Development and Applications of Periodic Variable Temperature Lifetime Model for Low-Voltage Electric Machine

For electrified transportation applications, the winding insulation of an electric machine (EM) is often thermally aged by variable temperature profiles (TPs). Considering the high-reliability requirement, the overengineering approach is commonly adopted, although it conflicts with the high-power-density demand. Therefore, a reliability-oriented design (RoD) methodology is preferred to find a balance between reliability and performance. In order to apply the RoD, the physics of the failure mechanism of EM windings has to be investigated by performing accelerated lifetime tests (ALTs) on the electrical insulation system (EIS). Life prediction of winding is often based on constant temperature ALTs, which would lead to some inaccuracy for the EM working under variable temperature conditions.
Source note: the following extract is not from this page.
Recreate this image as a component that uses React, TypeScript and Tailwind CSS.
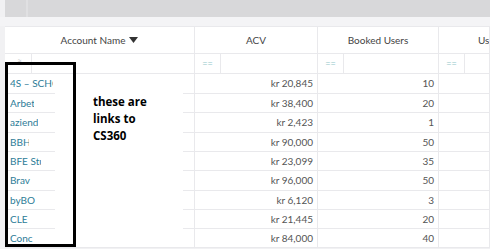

Thus, a lifetime model that accounts for aging effects caused by variable TPs is needed. In this article, the ALTs are performed at both constant and variable temperature conditions. Then, a newly developed lifetime model taking into account the thermomechanical stress is introduced based on experiment results and simulations. In this way, the EM life prediction could be obtained and more accurate in any temperature range and period. Meanwhile, the practical application of the lifetime is illustrated through a case study of an aerospace motor. Then, the application paradigm of irregular temperature situations is also illustrated with a counting algorithm. To conclude, this article developed a more comprehensive life model for the variable temperature conditions, which is able to cope with real-world scenarios and improve the EM design.